● Goal:
Transcribe the material in full. Nothing should differ except that the pictures are left out.
_ _ _ _ _
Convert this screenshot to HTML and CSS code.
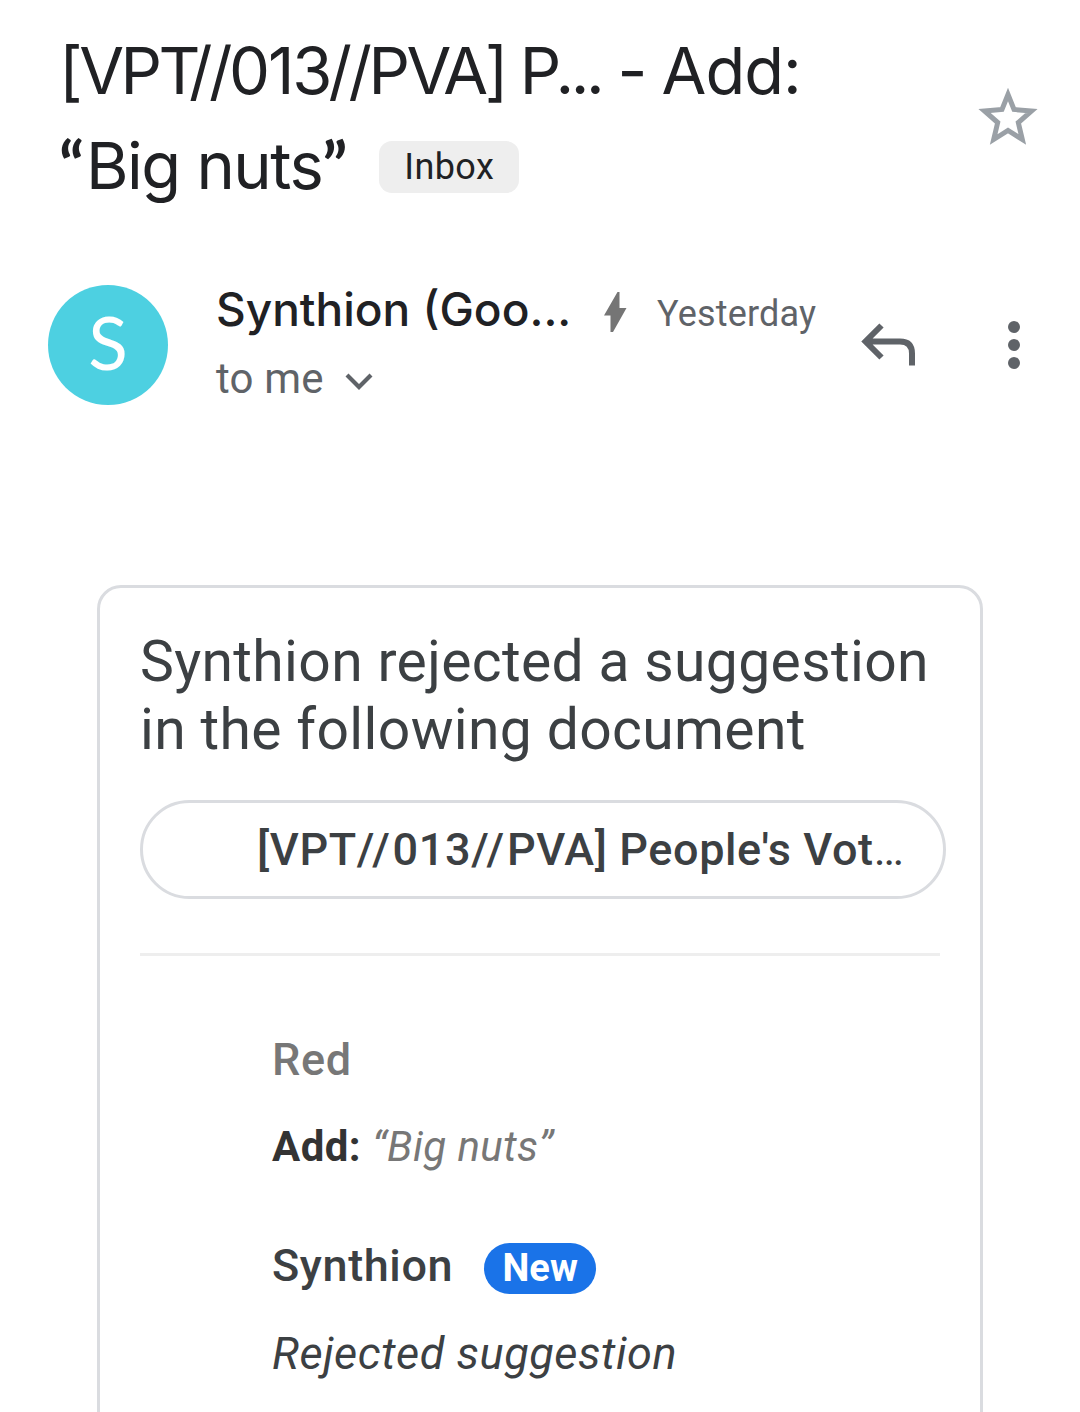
FILE: index.html
```html
<!DOCTYPE html>
<html lang="en">
<head>
<meta charset="utf-8">
<title>Mail</title>
<link rel="stylesheet" href="styles.css">
</head>
<body>
<main class="mail">
  <header class="subject">
    <h1 class="subject-text"><span class="tight">[VP<span class="kern-t">T</span><span class="slashes">//</span></span><span class="digits">01<span class="kern-3">3</span></span><span class="slashes">//</span><span class="tight">PVA] P...</span><span class="dash"> - </span><span class="subject-end">Add:</span><br><span class="quote open">“</span><span class="subject-words">Big nuts</span><span class="quote close">”</span><span class="label">Inbox</span></h1>
    <svg class="star" viewBox="0 0 60 60"><path d="M30 8.500 36 23.500 53.500 25 40.300 36.500 44.300 53.500 30 44.500 15.700 53.500 19.700 36.500 6.500 25 24 23.500Z" fill="none" stroke="#9aa0a6" stroke-width="5"/></svg>
  </header>
  <section class="sender">
    <div class="avatar">S</div>
    <div class="who">
      <div class="from"><span class="name">Synthion (Goo...</span><svg class="bolt" viewBox="0 0 24 42"><path d="M14.500 1H16.500V17H23.500L10 41H7.500V24.500H1Z" fill="#757575"/></svg><span class="date">Yesterday</span></div>
      <div class="to"><span>to me</span><svg class="chevron" viewBox="0 0 28 20"><path d="M2 3 14 15 26 3" fill="none" stroke="#5f6368" stroke-width="4.200"/></svg></div>
    </div>
    <svg class="reply" viewBox="0 0 56 46"><path d="M20.500 3.500 4.500 19.500 20.500 35.500M5 19.500H39Q51 19.500 51 31.500V43.500" fill="none" stroke="#5f6368" stroke-width="6"/></svg>
    <svg class="more" viewBox="0 0 12 48"><g fill="#5f6368"><circle cx="6" cy="6" r="6"/><circle cx="6" cy="24" r="6"/><circle cx="6" cy="42" r="6"/></g></svg>
  </section>
  <article class="card">
    <h2 class="headline">Synthion rejected a suggestion<br>in the following document</h2>
    <div class="doc"><span class="doc-name">[VPT<span class="sep">//</span>013<span class="sep">//</span>PVA] People's Vot</span><span class="dots">…</span></div>
    <hr class="rule">
    <div class="thread">
      <div class="author old">Red</div>
      <div class="change"><b>Add:</b> <i>“Big nuts”</i></div>
      <div class="author reply-author"><span>Synthion</span><span class="new">New</span></div>
      <div class="result">Rejected suggestion</div>
    </div>
  </article>
</main>
</body>
</html>
```
FILE: styles.css
```css
* { box-sizing: border-box; }
body { margin: 0; background: #fff; font-family: Roboto, "Liberation Sans", sans-serif; }
svg { display: block; flex: none; }
.mail { height: 1412px; overflow: hidden; }
.subject { display: flex; justify-content: space-between; height: 285px; padding: 23px 42px 0 59px; }
.subject-text { margin: 0; font: 400 65px/95px Inter, sans-serif; color: #202124; white-space: nowrap; letter-spacing: -2px; }
.tight { letter-spacing: -3.500px; }
.kern-t { letter-spacing: -11.500px; }
.slashes { letter-spacing: -3.500px; }
.kern-3 { letter-spacing: -4px; }
.subject-end { letter-spacing: -1px; }
.subject-words { letter-spacing: -1.500px; }
.quote { display: inline-block; font-family: Lato, sans-serif; font-weight: 700; letter-spacing: 0; line-height: 60px; }
.open { width: 27px; }
.close { width: 26px; }
.label { display: inline-block; height: 52px; width: 140px; margin-left: 31px; border-radius: 13px; background: #eee; text-align: center; vertical-align: 10px; font: 400 36px/52px Roboto, sans-serif; letter-spacing: 0.400px; }
.star { width: 60px; height: 60px; margin-top: 63px; }
.sender { display: flex; height: 300px; padding-left: 48px; }
.avatar { width: 120px; height: 120px; border-radius: 50%; background: #4dd0e1; color: #fff; text-align: center; font: 400 73px/114px Lato, sans-serif; }
.who { width: 645px; margin-left: 48px; }
.from { display: flex; height: 60px; white-space: nowrap; color: #202124; }
.name { width: 387px; font: 500 46px/49px Inter, sans-serif; letter-spacing: 0; }
.bolt { width: 24px; height: 42px; margin-top: 6px; }
.date { margin-left: 30px; font-size: 36px; line-height: 59px; color: #5f6368; letter-spacing: 0.200px; }
.to { display: flex; font-size: 42px; line-height: 68px; color: #5f6368; letter-spacing: 0.200px; }
.chevron { width: 28px; height: 20px; margin: 27px 0 0 21px; }
.reply { width: 56px; height: 46px; margin-top: 37px; }
.more { width: 12px; height: 48px; margin: 36px 0 0 91px; }
.card { width: 886px; height: 900px; margin-left: 97px; padding: 40px; border: 3px solid #dadce0; border-radius: 24px; }
.headline { margin: 0; font-weight: 400; font-size: 57px; line-height: 68px; color: #3c4043; white-space: nowrap; letter-spacing: 0.350px; }
.doc { display: flex; width: 806px; height: 99px; margin-top: 36px; padding-left: 114px; border: 3px solid #dadce0; border-radius: 50px; font-size: 45px; line-height: 93px; font-weight: 500; color: #3c4043; white-space: nowrap; letter-spacing: 0.600px; }
.sep { letter-spacing: 2.900px; }
.dots { font-weight: 400; letter-spacing: 0; }
.rule { width: 800px; height: 3px; margin: 54px 0 0; border: 0; background: #eee; }
.thread { padding: 71px 0 0 132px; color: #3c4043; }
.author { font-weight: 500; font-size: 45px; line-height: 66px; letter-spacing: 0.600px; }
.old { color: #777; }
.change { margin-top: 22px; font-size: 42px; line-height: 64px; color: #777; letter-spacing: 0.450px; }
.change b { color: #333; }
.reply-author { display: flex; margin-top: 54px; }
.new { width: 112px; height: 51px; margin: 10px 0 0 31px; border-radius: 26px; background: #1a73e8; color: #fff; text-align: center; font-size: 38px; line-height: 50px; font-weight: 700; letter-spacing: 0; }
.result { margin-top: 22px; font-size: 45px; line-height: 66px; font-style: italic; letter-spacing: 0.550px; }
```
_ _ _ _ _
● Output:
Convert this screenshot to HTML and CSS code.
FILE: index.html
```html
<!DOCTYPE html>
<html lang="en">
<head>
<meta charset="utf-8">
<title>Mail</title>
<link rel="stylesheet" href="styles.css">
</head>
<body>
<main class="mail">
  <header class="subject">
    <h1 class="subject-text"><span class="tight">[VP<span class="kern-t">T</span><span class="slashes">//</span></span><span class="digits">01<span class="kern-3">3</span></span><span class="slashes">//</span><span class="tight">PVA] P...</span><span class="dash"> - </span><span class="subject-end">Add:</span><br><span class="quote open">“</span><span class="subject-words">Big nuts</span><span class="quote close">”</span><span class="label">Inbox</span></h1>
    <svg class="star" viewBox="0 0 60 60"><path d="M30 8.500 36 23.500 53.500 25 40.300 36.500 44.300 53.500 30 44.500 15.700 53.500 19.700 36.500 6.500 25 24 23.500Z" fill="none" stroke="#9aa0a6" stroke-width="5"/></svg>
  </header>
  <section class="sender">
    <div class="avatar">S</div>
    <div class="who">
      <div class="from"><span class="name">Synthion (Goo...</span><svg class="bolt" viewBox="0 0 24 42"><path d="M14.500 1H16.500V17H23.500L10 41H7.500V24.500H1Z" fill="#757575"/></svg><span class="date">Yesterday</span></div>
      <div class="to"><span>to me</span><svg class="chevron" viewBox="0 0 28 20"><path d="M2 3 14 15 26 3" fill="none" stroke="#5f6368" stroke-width="4.200"/></svg></div>
    </div>
    <svg class="reply" viewBox="0 0 56 46"><path d="M20.500 3.500 4.500 19.500 20.500 35.500M5 19.500H39Q51 19.500 51 31.500V43.500" fill="none" stroke="#5f6368" stroke-width="6"/></svg>
    <svg class="more" viewBox="0 0 12 48"><g fill="#5f6368"><circle cx="6" cy="6" r="6"/><circle cx="6" cy="24" r="6"/><circle cx="6" cy="42" r="6"/></g></svg>
  </section>
  <article class="card">
    <h2 class="headline">Synthion rejected a suggestion<br>in the following document</h2>
    <div class="doc"><span class="doc-name">[VPT<span class="sep">//</span>013<span class="sep">//</span>PVA] People's Vot</span><span class="dots">…</span></div>
    <hr class="rule">
    <div class="thread">
      <div class="author old">Red</div>
      <div class="change"><b>Add:</b> <i>“Big nuts”</i></div>
      <div class="author reply-author"><span>Synthion</span><span class="new">New</span></div>
      <div class="result">Rejected suggestion</div>
    </div>
  </article>
</main>
</body>
</html>
```
FILE: styles.css
```css
* { box-sizing: border-box; }
body { margin: 0; background: #fff; font-family: Roboto, "Liberation Sans", sans-serif; }
svg { display: block; flex: none; }
.mail { height: 1412px; overflow: hidden; }
.subject { display: flex; justify-content: space-between; height: 285px; padding: 23px 42px 0 59px; }
.subject-text { margin: 0; font: 400 65px/95px Inter, sans-serif; color: #202124; white-space: nowrap; letter-spacing: -2px; }
.tight { letter-spacing: -3.500px; }
.kern-t { letter-spacing: -11.500px; }
.slashes { letter-spacing: -3.500px; }
.kern-3 { letter-spacing: -4px; }
.subject-end { letter-spacing: -1px; }
.subject-words { letter-spacing: -1.500px; }
.quote { display: inline-block; font-family: Lato, sans-serif; font-weight: 700; letter-spacing: 0; line-height: 60px; }
.open { width: 27px; }
.close { width: 26px; }
.label { display: inline-block; height: 52px; width: 140px; margin-left: 31px; border-radius: 13px; background: #eee; text-align: center; vertical-align: 10px; font: 400 36px/52px Roboto, sans-serif; letter-spacing: 0.400px; }
.star { width: 60px; height: 60px; margin-top: 63px; }
.sender { display: flex; height: 300px; padding-left: 48px; }
.avatar { width: 120px; height: 120px; border-radius: 50%; background: #4dd0e1; color: #fff; text-align: center; font: 400 73px/114px Lato, sans-serif; }
.who { width: 645px; margin-left: 48px; }
.from { display: flex; height: 60px; white-space: nowrap; color: #202124; }
.name { width: 387px; font: 500 46px/49px Inter, sans-serif; letter-spacing: 0; }
.bolt { width: 24px; height: 42px; margin-top: 6px; }
.date { margin-left: 30px; font-size: 36px; line-height: 59px; color: #5f6368; letter-spacing: 0.200px; }
.to { display: flex; font-size: 42px; line-height: 68px; color: #5f6368; letter-spacing: 0.200px; }
.chevron { width: 28px; height: 20px; margin: 27px 0 0 21px; }
.reply { width: 56px; height: 46px; margin-top: 37px; }
.more { width: 12px; height: 48px; margin: 36px 0 0 91px; }
.card { width: 886px; height: 900px; margin-left: 97px; padding: 40px; border: 3px solid #dadce0; border-radius: 24px; }
.headline { margin: 0; font-weight: 400; font-size: 57px; line-height: 68px; color: #3c4043; white-space: nowrap; letter-spacing: 0.350px; }
.doc { display: flex; width: 806px; height: 99px; margin-top: 36px; padding-left: 114px; border: 3px solid #dadce0; border-radius: 50px; font-size: 45px; line-height: 93px; font-weight: 500; color: #3c4043; white-space: nowrap; letter-spacing: 0.600px; }
.sep { letter-spacing: 2.900px; }
.dots { font-weight: 400; letter-spacing: 0; }
.rule { width: 800px; height: 3px; margin: 54px 0 0; border: 0; background: #eee; }
.thread { padding: 71px 0 0 132px; color: #3c4043; }
.author { font-weight: 500; font-size: 45px; line-height: 66px; letter-spacing: 0.600px; }
.old { color: #777; }
.change { margin-top: 22px; font-size: 42px; line-height: 64px; color: #777; letter-spacing: 0.450px; }
.change b { color: #333; }
.reply-author { display: flex; margin-top: 54px; }
.new { width: 112px; height: 51px; margin: 10px 0 0 31px; border-radius: 26px; background: #1a73e8; color: #fff; text-align: center; font-size: 38px; line-height: 50px; font-weight: 700; letter-spacing: 0; }
.result { margin-top: 22px; font-size: 45px; line-height: 66px; font-style: italic; letter-spacing: 0.550px; }
```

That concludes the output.